__What is required__:
Where the string "index" occurs in the material below, report the whole line.

═════ Data lines

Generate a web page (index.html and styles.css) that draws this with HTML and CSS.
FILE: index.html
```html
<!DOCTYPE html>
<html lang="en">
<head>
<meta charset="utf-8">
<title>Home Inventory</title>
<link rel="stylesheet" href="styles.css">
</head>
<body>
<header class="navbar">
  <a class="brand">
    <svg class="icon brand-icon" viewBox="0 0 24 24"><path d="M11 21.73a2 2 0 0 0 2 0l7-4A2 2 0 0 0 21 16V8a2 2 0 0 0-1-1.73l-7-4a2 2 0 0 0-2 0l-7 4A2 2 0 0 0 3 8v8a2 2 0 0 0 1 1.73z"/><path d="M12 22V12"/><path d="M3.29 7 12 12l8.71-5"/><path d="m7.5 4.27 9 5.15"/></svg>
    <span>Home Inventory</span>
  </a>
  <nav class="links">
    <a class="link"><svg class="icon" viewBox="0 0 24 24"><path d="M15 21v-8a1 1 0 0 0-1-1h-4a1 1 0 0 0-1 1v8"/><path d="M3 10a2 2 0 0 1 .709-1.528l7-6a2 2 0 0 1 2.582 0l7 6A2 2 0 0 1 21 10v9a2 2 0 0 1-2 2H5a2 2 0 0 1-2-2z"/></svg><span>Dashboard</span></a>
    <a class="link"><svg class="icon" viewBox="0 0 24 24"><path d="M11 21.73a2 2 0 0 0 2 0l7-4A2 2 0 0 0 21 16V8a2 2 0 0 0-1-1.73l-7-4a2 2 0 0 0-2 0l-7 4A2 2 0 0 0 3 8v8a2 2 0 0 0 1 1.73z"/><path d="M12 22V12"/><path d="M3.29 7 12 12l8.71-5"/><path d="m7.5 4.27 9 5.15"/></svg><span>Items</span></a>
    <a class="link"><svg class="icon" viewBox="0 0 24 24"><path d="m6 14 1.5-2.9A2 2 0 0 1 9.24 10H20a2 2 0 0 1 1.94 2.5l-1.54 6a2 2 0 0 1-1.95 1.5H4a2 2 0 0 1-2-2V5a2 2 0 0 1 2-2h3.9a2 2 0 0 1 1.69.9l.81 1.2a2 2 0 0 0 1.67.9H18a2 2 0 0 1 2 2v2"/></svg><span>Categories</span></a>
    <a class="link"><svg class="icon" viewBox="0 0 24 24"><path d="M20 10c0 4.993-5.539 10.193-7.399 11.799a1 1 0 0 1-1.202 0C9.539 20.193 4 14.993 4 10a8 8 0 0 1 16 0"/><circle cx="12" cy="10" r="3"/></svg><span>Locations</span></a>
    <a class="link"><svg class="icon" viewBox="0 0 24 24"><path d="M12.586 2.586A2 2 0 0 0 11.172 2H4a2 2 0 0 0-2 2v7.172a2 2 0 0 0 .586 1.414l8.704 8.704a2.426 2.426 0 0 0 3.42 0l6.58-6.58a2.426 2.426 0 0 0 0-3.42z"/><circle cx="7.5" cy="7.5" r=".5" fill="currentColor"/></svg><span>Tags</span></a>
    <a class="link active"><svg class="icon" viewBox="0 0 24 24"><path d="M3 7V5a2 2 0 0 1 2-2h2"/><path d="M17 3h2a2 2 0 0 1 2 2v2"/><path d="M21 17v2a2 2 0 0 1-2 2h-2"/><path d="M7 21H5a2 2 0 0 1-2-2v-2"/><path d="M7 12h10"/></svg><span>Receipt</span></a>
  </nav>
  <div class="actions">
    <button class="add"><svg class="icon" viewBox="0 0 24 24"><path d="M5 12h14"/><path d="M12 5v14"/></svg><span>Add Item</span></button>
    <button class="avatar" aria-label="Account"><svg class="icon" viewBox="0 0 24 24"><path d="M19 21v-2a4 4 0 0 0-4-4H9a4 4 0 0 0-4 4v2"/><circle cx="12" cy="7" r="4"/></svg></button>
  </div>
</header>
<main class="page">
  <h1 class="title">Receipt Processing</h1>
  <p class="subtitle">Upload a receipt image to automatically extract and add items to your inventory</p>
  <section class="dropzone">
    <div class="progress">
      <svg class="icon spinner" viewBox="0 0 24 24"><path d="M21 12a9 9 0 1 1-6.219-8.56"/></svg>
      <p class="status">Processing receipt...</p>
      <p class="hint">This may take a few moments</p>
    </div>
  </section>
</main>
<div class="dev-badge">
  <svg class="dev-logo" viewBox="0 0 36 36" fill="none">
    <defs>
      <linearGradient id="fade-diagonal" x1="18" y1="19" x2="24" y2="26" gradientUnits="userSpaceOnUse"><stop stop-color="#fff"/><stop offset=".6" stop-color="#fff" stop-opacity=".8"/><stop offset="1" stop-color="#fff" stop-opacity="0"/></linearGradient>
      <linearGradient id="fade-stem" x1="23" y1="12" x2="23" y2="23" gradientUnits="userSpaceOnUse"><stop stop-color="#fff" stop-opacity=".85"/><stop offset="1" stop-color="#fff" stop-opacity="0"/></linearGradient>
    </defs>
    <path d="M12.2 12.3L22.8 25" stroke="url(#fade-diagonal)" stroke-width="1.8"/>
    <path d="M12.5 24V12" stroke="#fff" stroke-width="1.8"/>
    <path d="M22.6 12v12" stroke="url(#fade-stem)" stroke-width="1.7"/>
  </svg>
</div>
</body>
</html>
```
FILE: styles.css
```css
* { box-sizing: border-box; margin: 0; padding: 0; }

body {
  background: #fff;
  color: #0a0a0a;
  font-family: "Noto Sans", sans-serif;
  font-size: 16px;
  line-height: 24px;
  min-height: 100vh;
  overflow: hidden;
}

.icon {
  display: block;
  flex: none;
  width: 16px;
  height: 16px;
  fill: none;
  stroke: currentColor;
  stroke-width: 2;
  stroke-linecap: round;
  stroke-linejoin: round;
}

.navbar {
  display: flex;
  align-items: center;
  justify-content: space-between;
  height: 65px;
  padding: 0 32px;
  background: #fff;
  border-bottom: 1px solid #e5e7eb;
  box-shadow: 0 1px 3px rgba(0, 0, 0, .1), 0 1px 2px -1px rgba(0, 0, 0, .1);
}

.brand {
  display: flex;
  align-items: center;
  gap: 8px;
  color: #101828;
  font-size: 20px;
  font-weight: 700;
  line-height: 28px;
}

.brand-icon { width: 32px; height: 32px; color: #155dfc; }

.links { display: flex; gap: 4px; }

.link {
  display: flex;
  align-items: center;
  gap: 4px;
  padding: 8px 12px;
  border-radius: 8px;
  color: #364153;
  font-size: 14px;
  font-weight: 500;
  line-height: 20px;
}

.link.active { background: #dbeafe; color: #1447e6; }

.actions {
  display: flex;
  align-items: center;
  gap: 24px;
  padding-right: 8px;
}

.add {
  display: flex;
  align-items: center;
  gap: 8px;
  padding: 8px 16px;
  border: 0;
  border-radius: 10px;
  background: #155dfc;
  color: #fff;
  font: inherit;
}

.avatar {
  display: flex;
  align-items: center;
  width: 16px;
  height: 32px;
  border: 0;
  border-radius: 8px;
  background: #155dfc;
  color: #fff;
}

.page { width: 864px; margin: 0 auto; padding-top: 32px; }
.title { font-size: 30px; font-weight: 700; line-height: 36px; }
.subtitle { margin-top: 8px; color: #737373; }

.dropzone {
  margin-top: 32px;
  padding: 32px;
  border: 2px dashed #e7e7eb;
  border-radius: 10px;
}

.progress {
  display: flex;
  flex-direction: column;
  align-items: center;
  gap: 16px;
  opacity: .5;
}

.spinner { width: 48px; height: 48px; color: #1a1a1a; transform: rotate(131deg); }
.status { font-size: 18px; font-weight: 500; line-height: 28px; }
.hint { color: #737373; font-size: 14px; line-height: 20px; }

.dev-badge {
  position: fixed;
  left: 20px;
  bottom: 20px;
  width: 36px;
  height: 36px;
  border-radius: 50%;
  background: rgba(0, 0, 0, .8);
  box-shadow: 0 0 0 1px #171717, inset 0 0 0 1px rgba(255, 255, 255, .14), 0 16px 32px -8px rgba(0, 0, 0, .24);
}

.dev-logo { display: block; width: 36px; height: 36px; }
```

══════════

__Answer to the exercise__:
Generate a web page (index.html and styles.css) that draws this with HTML and CSS.
FILE: index.html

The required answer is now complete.